Geopolitische Lage und Identität der Türkei begünstigen ihre Rolle als Vermittler zwischen der arabisch-islamischen und der westlichen Staatengemeinschaft sowie als Energiebrücke zwischen den Weltmärkten, insbesondere Europas, und der Kaspischen Region. Dadurch erhöht sich der internationale Handlungsspielraum der prowestlichen Türkei und eröffnet die Möglichkeit, den zentralasiatischen Raum zu ordnen und zu stabilisieren. In den neunziger Jahren war die Wahrnehmung dieser Aufgaben durch die feindliche Türkei-Perzeption der Nachbarstaaten nur eingeschränkt möglich. Doch durch den Wandel zur friedens- und kooperationsorientierten Außenpolitik und die veränderten regionalen Parameter infolge des Irakkriegs 2003 ergaben sich für die Türkei neue Optionen. Die Annäherung an die Nachbarn Syrien und Iran führte lediglich oberflächlich betrachtet zu einer Verschlechterung des Verhältnisses zu den USA und Israel.

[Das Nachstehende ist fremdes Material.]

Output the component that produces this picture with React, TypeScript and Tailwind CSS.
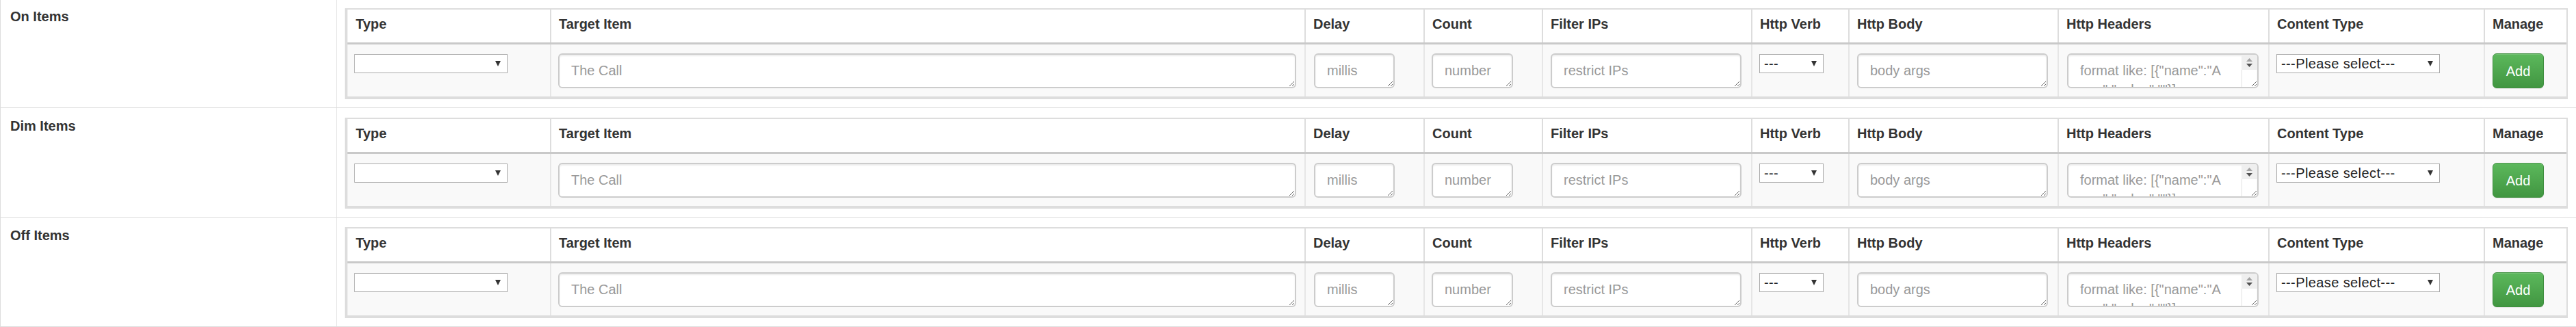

Realpolitisch bleiben die Türkei, die USA und Israel aneinander gebunden. Denn zur Stabilisierung Vorderasiens benötigt Washington dringend die Hilfe der Regionalstaaten. Daher bietet sich hier die Chance, an den politischen Kooperationsansätzen der Irak-Kontaktgruppe anzuknüpfen und sie zusammen mit anderen einflussreichen Akteuren in der Region zu einem vertrauensbildenden und beratenden Gremium auszubauen; damit wäre nicht nur ein sicherheitspolitischer Koordinationsmechanismus, sondern auch eine Kontrollinstanz geschaffen.